The criticism may be justified but jeez the person who wrote that comes off like a HUGE asshole. Reminds me of people I've worked with in the past who think they know everything and have an arrogance so thick you could cut it with a knife.
Every Lisp programmer I've ever met is like this. I don't know why, but it's probably Erik Naggum's fault. They used to be called "Lisp weenies" and now would be called "abusers".
(The Clojure and Racket people are supposedly nice.)
I've seen Erik Naggum's name mentioned in this context before, but years ago I looked through a bunch of his contribution on comp.lang.lisp and couldn't see anything justifying this reputation. His articles rather looked quite eloquent and thought-through. Could you provide an example?
I just re-read Xah's notes and all of that rings a bell, but off of comp.lang.lisp Erik could be incredibly kind in helping other programmers. I was working my way through an early edition of _A programmer's guide to Common Lisp_ by Deborah Tatar and got absolutely stumped on the chapter on macros. Erik worked with me over email until we actually found what appeared to be a typo in the example source code and was incredibly patient with my dumb mistakes.
I've accessed that wiki.c2 for various discussions about programming before. However, I get confused with the format, specially here where it seems like a thread full of comments (no mention of usernames) there. (I like the relative minimalism and simplicity of the discourse though)
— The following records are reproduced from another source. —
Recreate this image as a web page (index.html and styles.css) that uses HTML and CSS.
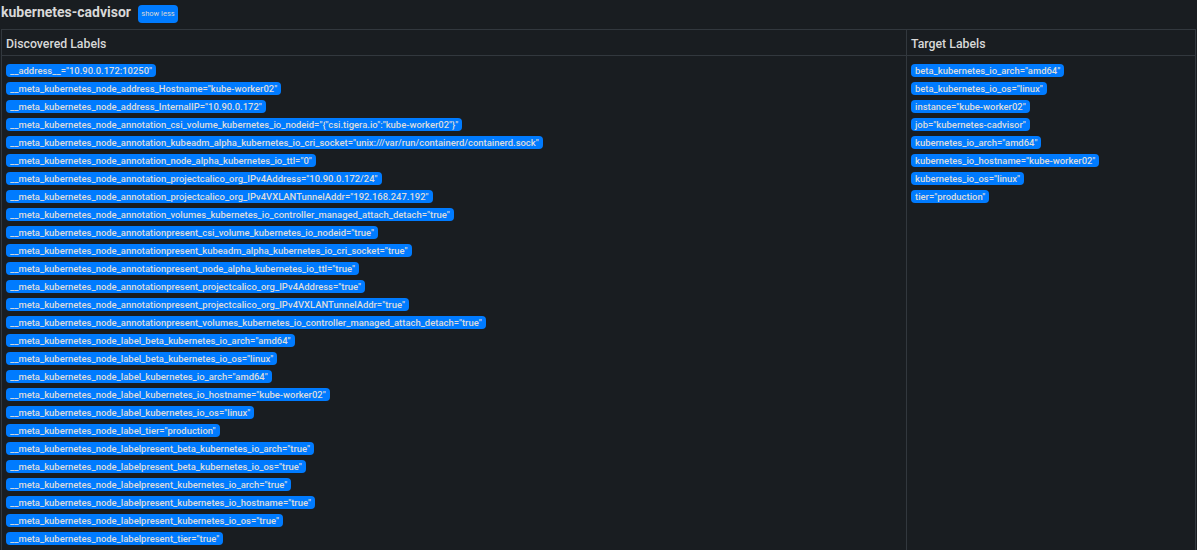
FILE: index.html
```html
<!DOCTYPE html>
<html lang="en">
<head>
<meta charset="utf-8">
<title>kubernetes-cadvisor</title>
<link rel="stylesheet" href="styles.css">
</head>
<body>
<div class="heading">
  <h3 class="title">kubernetes-cadvisor</h3>
  <button class="toggle">show less</button>
</div>
<table class="labels">
  <thead>
    <tr><th class="col-a">Discovered Labels</th><th>Target Labels</th></tr>
  </thead>
  <tbody>
    <tr>
      <td>
        <div class="row"><span class="badge">__address__="10.90.0.172:10250"</span></div>
        <div class="row"><span class="badge">__meta_kubernetes_node_address_Hostname="kube-worker02"</span></div>
        <div class="row"><span class="badge">__meta_kubernetes_node_address_InternalIP="10.90.0.172"</span></div>
        <div class="row"><span class="badge">__meta_kubernetes_node_annotation_csi_volume_kubernetes_io_nodeid="{"csi.tigera.io":"kube-worker02"}"</span></div>
        <div class="row"><span class="badge">__meta_kubernetes_node_annotation_kubeadm_alpha_kubernetes_io_cri_socket="unix:///var/run/containerd/containerd.sock"</span></div>
        <div class="row"><span class="badge">__meta_kubernetes_node_annotation_node_alpha_kubernetes_io_ttl="0"</span></div>
        <div class="row"><span class="badge">__meta_kubernetes_node_annotation_projectcalico_org_IPv4Address="10.90.0.172/24"</span></div>
        <div class="row"><span class="badge">__meta_kubernetes_node_annotation_projectcalico_org_IPv4VXLANTunnelAddr="192.168.247.192"</span></div>
        <div class="row"><span class="badge">__meta_kubernetes_node_annotation_volumes_kubernetes_io_controller_managed_attach_detach="true"</span></div>
        <div class="row"><span class="badge">__meta_kubernetes_node_annotationpresent_csi_volume_kubernetes_io_nodeid="true"</span></div>
        <div class="row"><span class="badge">__meta_kubernetes_node_annotationpresent_kubeadm_alpha_kubernetes_io_cri_socket="true"</span></div>
        <div class="row"><span class="badge">__meta_kubernetes_node_annotationpresent_node_alpha_kubernetes_io_ttl="true"</span></div>
        <div class="row"><span class="badge">__meta_kubernetes_node_annotationpresent_projectcalico_org_IPv4Address="true"</span></div>
        <div class="row"><span class="badge">__meta_kubernetes_node_annotationpresent_projectcalico_org_IPv4VXLANTunnelAddr="true"</span></div>
        <div class="row"><span class="badge">__meta_kubernetes_node_annotationpresent_volumes_kubernetes_io_controller_managed_attach_detach="true"</span></div>
        <div class="row"><span class="badge">__meta_kubernetes_node_label_beta_kubernetes_io_arch="amd64"</span></div>
        <div class="row"><span class="badge">__meta_kubernetes_node_label_beta_kubernetes_io_os="linux"</span></div>
        <div class="row"><span class="badge">__meta_kubernetes_node_label_kubernetes_io_arch="amd64"</span></div>
        <div class="row"><span class="badge">__meta_kubernetes_node_label_kubernetes_io_hostname="kube-worker02"</span></div>
        <div class="row"><span class="badge">__meta_kubernetes_node_label_kubernetes_io_os="linux"</span></div>
        <div class="row"><span class="badge">__meta_kubernetes_node_label_tier="production"</span></div>
        <div class="row"><span class="badge">__meta_kubernetes_node_labelpresent_beta_kubernetes_io_arch="true"</span></div>
        <div class="row"><span class="badge">__meta_kubernetes_node_labelpresent_beta_kubernetes_io_os="true"</span></div>
        <div class="row"><span class="badge">__meta_kubernetes_node_labelpresent_kubernetes_io_arch="true"</span></div>
        <div class="row"><span class="badge">__meta_kubernetes_node_labelpresent_kubernetes_io_hostname="true"</span></div>
        <div class="row"><span class="badge">__meta_kubernetes_node_labelpresent_kubernetes_io_os="true"</span></div>
        <div class="row"><span class="badge">__meta_kubernetes_node_labelpresent_tier="true"</span></div>
      </td>
      <td>
        <div class="row"><span class="badge">beta_kubernetes_io_arch="amd64"</span></div>
        <div class="row"><span class="badge">beta_kubernetes_io_os="linux"</span></div>
        <div class="row"><span class="badge">instance="kube-worker02"</span></div>
        <div class="row"><span class="badge">job="kubernetes-cadvisor"</span></div>
        <div class="row"><span class="badge">kubernetes_io_arch="amd64"</span></div>
        <div class="row"><span class="badge">kubernetes_io_hostname="kube-worker02"</span></div>
        <div class="row"><span class="badge">kubernetes_io_os="linux"</span></div>
        <div class="row"><span class="badge">tier="production"</span></div>
      </td>
    </tr>
  </tbody>
</table>
</body>
</html>
```
FILE: styles.css
```css
* { box-sizing: border-box; }
html, body { height: 100%; }
body {
  margin: 0;
  padding: 0 1px;
  overflow: hidden;
  background: #191d21;
  color: #d8d8d8;
  font-family: Roboto, "Liberation Sans", sans-serif;
  font-size: 14px;
}
.heading {
  display: flex;
  align-items: flex-start;
  gap: 7px;
  height: 29px;
  padding-top: 5px;
}
.title {
  margin: 0;
  font-size: 14px;
  line-height: 14px;
  font-weight: 700;
  color: #d8d8d8;
}
.toggle {
  width: 40px;
  height: 18px;
  padding: 0;
  border: 0;
  border-radius: 4px;
  background: #007bff;
  color: #d8d8d8;
  font: 7.5px/18px Roboto, "Liberation Sans", sans-serif;
  white-space: nowrap;
}
.labels {
  width: 100%;
  table-layout: fixed;
  border-collapse: collapse;
}
.labels th, .labels td {
  border: 1px solid #32383e;
  padding: 0 4px;
  text-align: left;
  vertical-align: top;
}
.labels th {
  height: 26px;
  padding-top: 2px;
  font-size: 12.3px;
  font-weight: 500;
  vertical-align: middle;
}
.col-a { width: 905px; }
.labels td { padding-top: 8px; }
.row {
  display: flex;
  height: 18px;
}
.badge {
  height: 13px;
  padding: 0 4px;
  border-radius: 4px;
  background: #007bff;
  color: #dcdcdc;
  font-size: 9.45px;
  font-weight: 500;
  line-height: 14px;
  white-space: nowrap;
}
```
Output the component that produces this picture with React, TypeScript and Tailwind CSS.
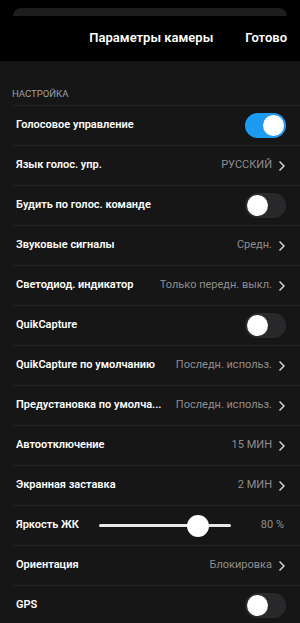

"God help you if you are going to write your first interpreter in C of all things... Without manual intervention[,] C programs do pretty much no error detection... I hate C with a passion." -- Hayley Patton, Don't Build Your Own Lisp
Jesus just reading the first paragraph tells me everything I need to know about this person, what a whiny little bitch.
Lisp and C are my favorite languages and most of the people I know who like one tend to like the other. I was surprised by this guy who praises lisp but hates C with such a passion.